Et c’est particulièrement vrai dans les transports collectifs, où le harcèlement est un fléau banalisé. Dans les villes de Mexico, de Buenos Aires et de Tokyo, les métros offrent des wagons roses réservés aux femmes, une ségrégation physique qualifiée par plusieurs de fausse bonne idée. À Vancouver, l’application OnDuty permet de contacter directement par texto la police et le service de sécurité du réseau de transport.

Depuis 1996, la Société de transport de Montréal (STM) offre aux femmes qui voyagent seules le soir la possibilité de descendre de l’autobus entre deux arrêts. Sans comptabiliser de statistiques quant à l’utilisation de ce service, la porte-parole de la STM, Isabelle Tremblay, affirme qu’il est régulièrement demandé.

La fausse bonne idée

Marie-Ève Desroches, de la Table des groupes de femmes de Montréal, souligne que ce sont des options supplémentaires pour permettre aux femmes de se sentir en sécurité. Mais ce n’est pas la panacée. « La fausse bonne idée, c’est de croire qu’il existe une solution simple qui va tout résoudre. La base du problème, c’est que les femmes ne se sentent pas à leur place dans l’espace public le soir. Et penser qu’on va tout régler par l’aménagement, c’est mal comprendre la relation entre le spatial et le social. »

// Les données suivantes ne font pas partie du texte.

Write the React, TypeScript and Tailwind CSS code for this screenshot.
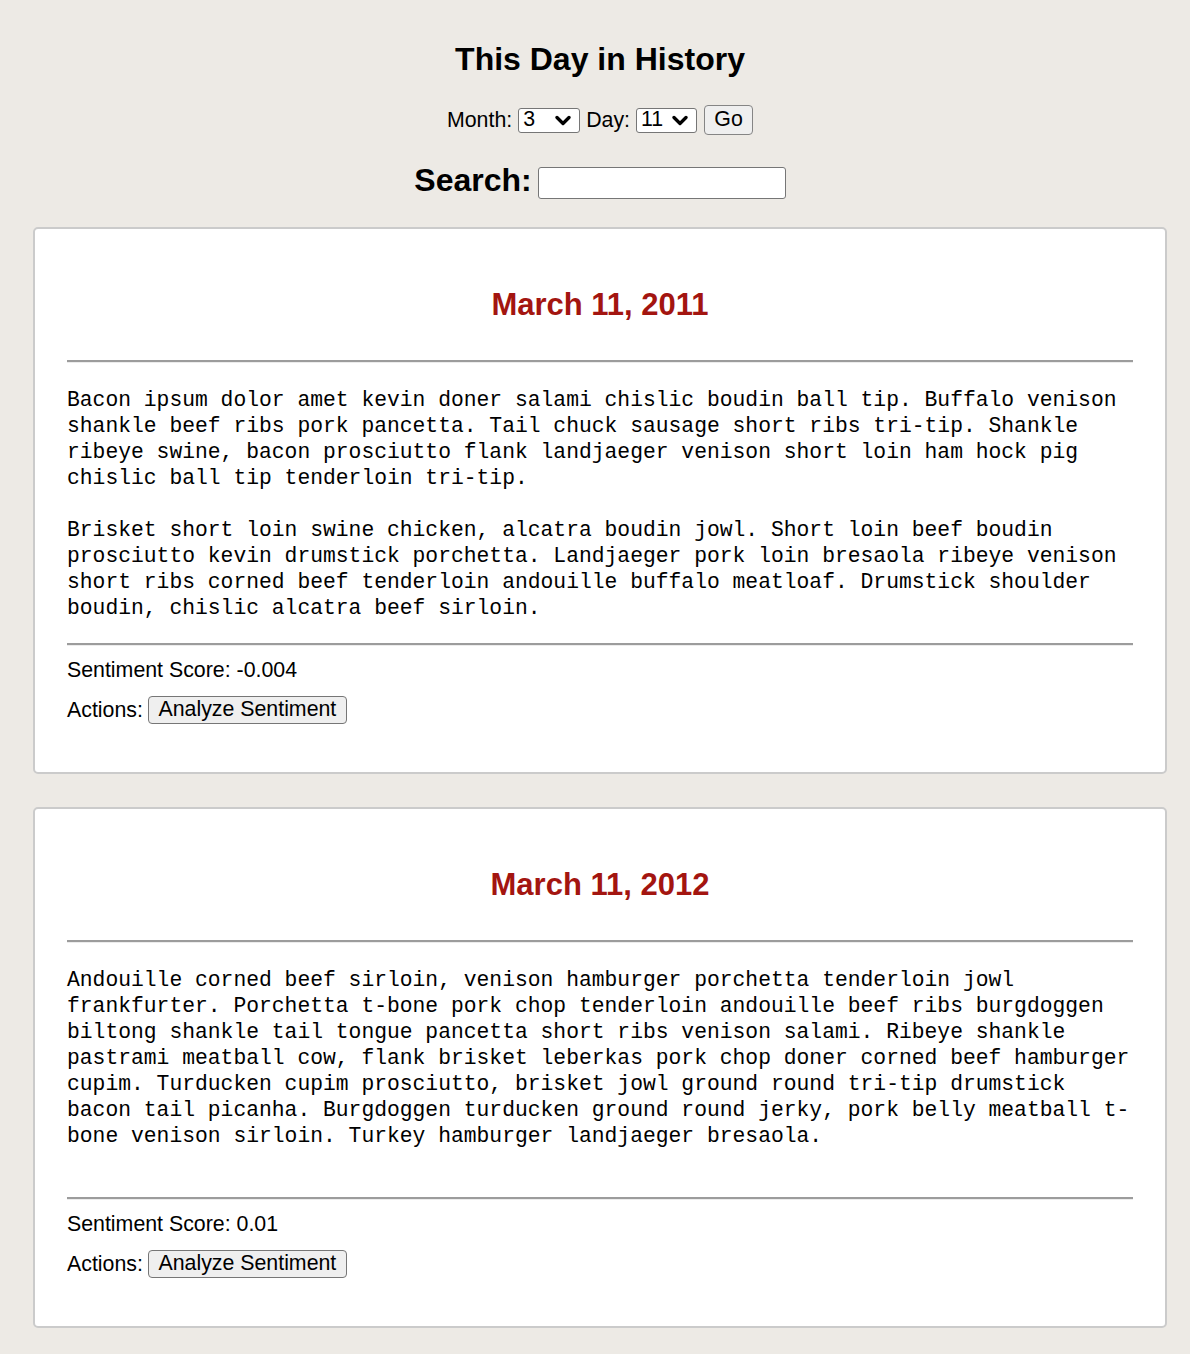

Or, la plupart du temps, le changement social passe par des projets de longue haleine rarement inaugurés avec la coupure d’un ruban rouge devant des caméras. L’éducation à la sexualité et aux comportements insécurisants, ça n’appelle pas les conférences de presse.

Malgré ses nombreuses doléances, l’essai Ville féministe de Leslie Kern est une véritable lettre d’amour aux villes. La géographe célèbre ces lieux de sororité, de découvertes culturelles, de militantisme et de rencontres. Des endroits où, c’est son souhait, les flâneuses n’auront plus à s’armer de courage pour en profiter pleinement.